WRITTEN REQUEST –
Write out the material exactly, without any of its pictures.

MATERIAL PROVIDED –
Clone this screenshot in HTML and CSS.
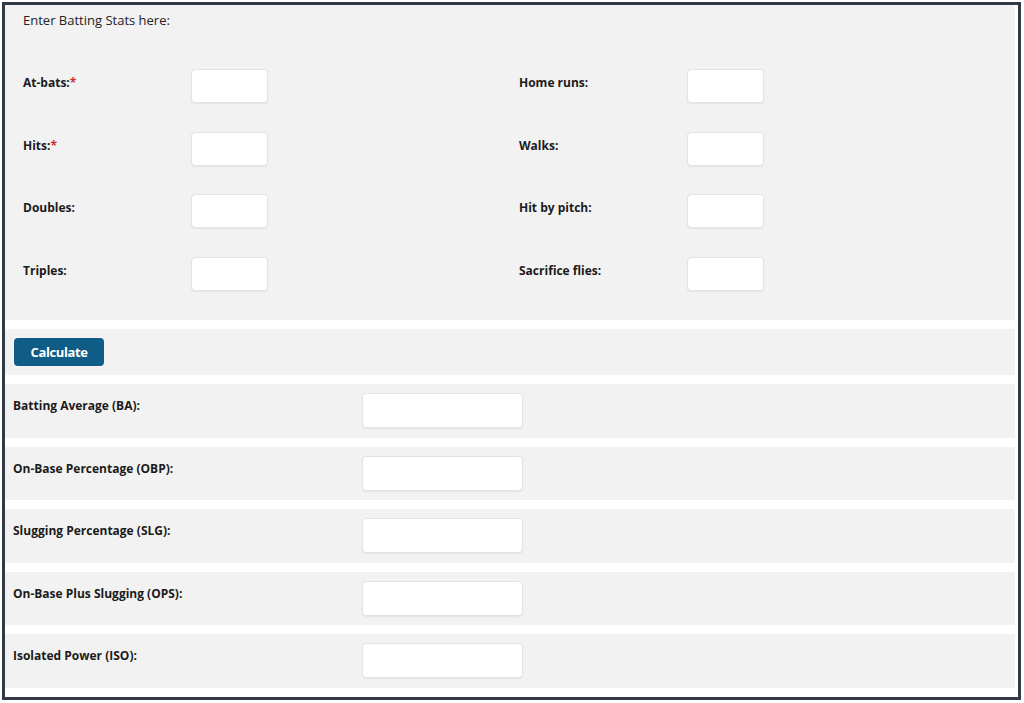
FILE: index.html
```html
<!DOCTYPE html>
<html>
<head>
<meta charset="utf-8">
<link rel="stylesheet" href="styles.css">
</head>
<body>
<div class="frame">
  <section class="panel stats">
    <p class="intro">Enter Batting Stats here:</p>
    <div class="grid">
      <div class="field"><label>At-bats:<span class="req">*</span></label><input class="box" type="text"></div>
      <div class="field"><label>Home runs:</label><input class="box" type="text"></div>
      <div class="field"><label>Hits:<span class="req">*</span></label><input class="box" type="text"></div>
      <div class="field"><label>Walks:</label><input class="box" type="text"></div>
      <div class="field"><label>Doubles:</label><input class="box" type="text"></div>
      <div class="field"><label>Hit by pitch:</label><input class="box" type="text"></div>
      <div class="field"><label>Triples:</label><input class="box" type="text"></div>
      <div class="field"><label>Sacrifice flies:</label><input class="box" type="text"></div>
    </div>
  </section>
  <section class="panel action">
    <button class="btn" type="button">Calculate</button>
  </section>
  <section class="panel result"><label>Batting Average (BA):</label><input class="out" type="text"></section>
  <section class="panel result"><label>On-Base Percentage (OBP):</label><input class="out" type="text"></section>
  <section class="panel result"><label>Slugging Percentage (SLG):</label><input class="out" type="text"></section>
  <section class="panel result"><label>On-Base Plus Slugging (OPS):</label><input class="out" type="text"></section>
  <section class="panel result"><label>Isolated Power (ISO):</label><input class="out" type="text"></section>
</div>
</body>
</html>
```
FILE: styles.css
```css
html, body {
  margin: 0;
  padding: 0;
  background: #ffffff;
}
body {
  font-family: "Open Sans", "DejaVu Sans", sans-serif;
  color: #1b1b1b;
  padding: 2px 3px 3px 2px;
}
.frame {
  border: 3px solid #333a47;
  height: 698px;
  box-sizing: border-box;
  padding: 0 3px 0 0;
  display: flex;
  flex-direction: column;
  gap: 9px;
}
.panel {
  background: #f2f2f2;
  flex-shrink: 0;
}
.stats {
  height: 315px;
  box-sizing: border-box;
  padding: 7px 18px 0 18px;
}
.intro {
  margin: 0;
  font-size: 13px;
  line-height: 17px;
  color: #222;
}
.grid {
  margin-top: 40px;
  display: grid;
  grid-template-columns: 496px 496px;
  row-gap: 28.5px;
}
.field {
  display: flex;
  align-items: flex-start;
}
.field label {
  width: 168px;
  padding-top: 6px;
  font-size: 12px;
  line-height: 16px;
  font-weight: 700;
}
.req {
  color: #d0312d;
}
.box, .out {
  box-sizing: border-box;
  margin: 0;
  background: #ffffff;
  border: 1px solid #e3e3e3;
  border-radius: 4px;
  box-shadow: 0 1px 2px rgba(0, 0, 0, 0.06);
  outline: none;
}
.box {
  width: 77px;
  height: 34px;
}
.action {
  height: 46px;
  box-sizing: border-box;
  padding: 9px 9px;
}
.btn {
  height: 28px;
  width: 90px;
  border: none;
  border-radius: 4px;
  background: #0f5c86;
  color: #ffffff;
  font-family: "Open Sans", "DejaVu Sans", sans-serif;
  font-weight: 700;
  font-size: 13px;
  letter-spacing: -0.4px;
  padding: 0;
}
.result {
  height: 53.5px;
  box-sizing: border-box;
  padding: 9px 8px;
  display: flex;
  align-items: flex-start;
}
.result label {
  width: 349px;
  padding-top: 5px;
  font-size: 12px;
  line-height: 16px;
  font-weight: 700;
}
.out {
  width: 161px;
  height: 35px;
}
```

SOLUTION FOR THIS EXERCISE –
Clone this screenshot in HTML and CSS.
FILE: index.html
```html
<!DOCTYPE html>
<html>
<head>
<meta charset="utf-8">
<link rel="stylesheet" href="styles.css">
</head>
<body>
<div class="frame">
  <section class="panel stats">
    <p class="intro">Enter Batting Stats here:</p>
    <div class="grid">
      <div class="field"><label>At-bats:<span class="req">*</span></label><input class="box" type="text"></div>
      <div class="field"><label>Home runs:</label><input class="box" type="text"></div>
      <div class="field"><label>Hits:<span class="req">*</span></label><input class="box" type="text"></div>
      <div class="field"><label>Walks:</label><input class="box" type="text"></div>
      <div class="field"><label>Doubles:</label><input class="box" type="text"></div>
      <div class="field"><label>Hit by pitch:</label><input class="box" type="text"></div>
      <div class="field"><label>Triples:</label><input class="box" type="text"></div>
      <div class="field"><label>Sacrifice flies:</label><input class="box" type="text"></div>
    </div>
  </section>
  <section class="panel action">
    <button class="btn" type="button">Calculate</button>
  </section>
  <section class="panel result"><label>Batting Average (BA):</label><input class="out" type="text"></section>
  <section class="panel result"><label>On-Base Percentage (OBP):</label><input class="out" type="text"></section>
  <section class="panel result"><label>Slugging Percentage (SLG):</label><input class="out" type="text"></section>
  <section class="panel result"><label>On-Base Plus Slugging (OPS):</label><input class="out" type="text"></section>
  <section class="panel result"><label>Isolated Power (ISO):</label><input class="out" type="text"></section>
</div>
</body>
</html>
```
FILE: styles.css
```css
html, body {
  margin: 0;
  padding: 0;
  background: #ffffff;
}
body {
  font-family: "Open Sans", "DejaVu Sans", sans-serif;
  color: #1b1b1b;
  padding: 2px 3px 3px 2px;
}
.frame {
  border: 3px solid #333a47;
  height: 698px;
  box-sizing: border-box;
  padding: 0 3px 0 0;
  display: flex;
  flex-direction: column;
  gap: 9px;
}
.panel {
  background: #f2f2f2;
  flex-shrink: 0;
}
.stats {
  height: 315px;
  box-sizing: border-box;
  padding: 7px 18px 0 18px;
}
.intro {
  margin: 0;
  font-size: 13px;
  line-height: 17px;
  color: #222;
}
.grid {
  margin-top: 40px;
  display: grid;
  grid-template-columns: 496px 496px;
  row-gap: 28.5px;
}
.field {
  display: flex;
  align-items: flex-start;
}
.field label {
  width: 168px;
  padding-top: 6px;
  font-size: 12px;
  line-height: 16px;
  font-weight: 700;
}
.req {
  color: #d0312d;
}
.box, .out {
  box-sizing: border-box;
  margin: 0;
  background: #ffffff;
  border: 1px solid #e3e3e3;
  border-radius: 4px;
  box-shadow: 0 1px 2px rgba(0, 0, 0, 0.06);
  outline: none;
}
.box {
  width: 77px;
  height: 34px;
}
.action {
  height: 46px;
  box-sizing: border-box;
  padding: 9px 9px;
}
.btn {
  height: 28px;
  width: 90px;
  border: none;
  border-radius: 4px;
  background: #0f5c86;
  color: #ffffff;
  font-family: "Open Sans", "DejaVu Sans", sans-serif;
  font-weight: 700;
  font-size: 13px;
  letter-spacing: -0.4px;
  padding: 0;
}
.result {
  height: 53.5px;
  box-sizing: border-box;
  padding: 9px 8px;
  display: flex;
  align-items: flex-start;
}
.result label {
  width: 349px;
  padding-top: 5px;
  font-size: 12px;
  line-height: 16px;
  font-weight: 700;
}
.out {
  width: 161px;
  height: 35px;
}
```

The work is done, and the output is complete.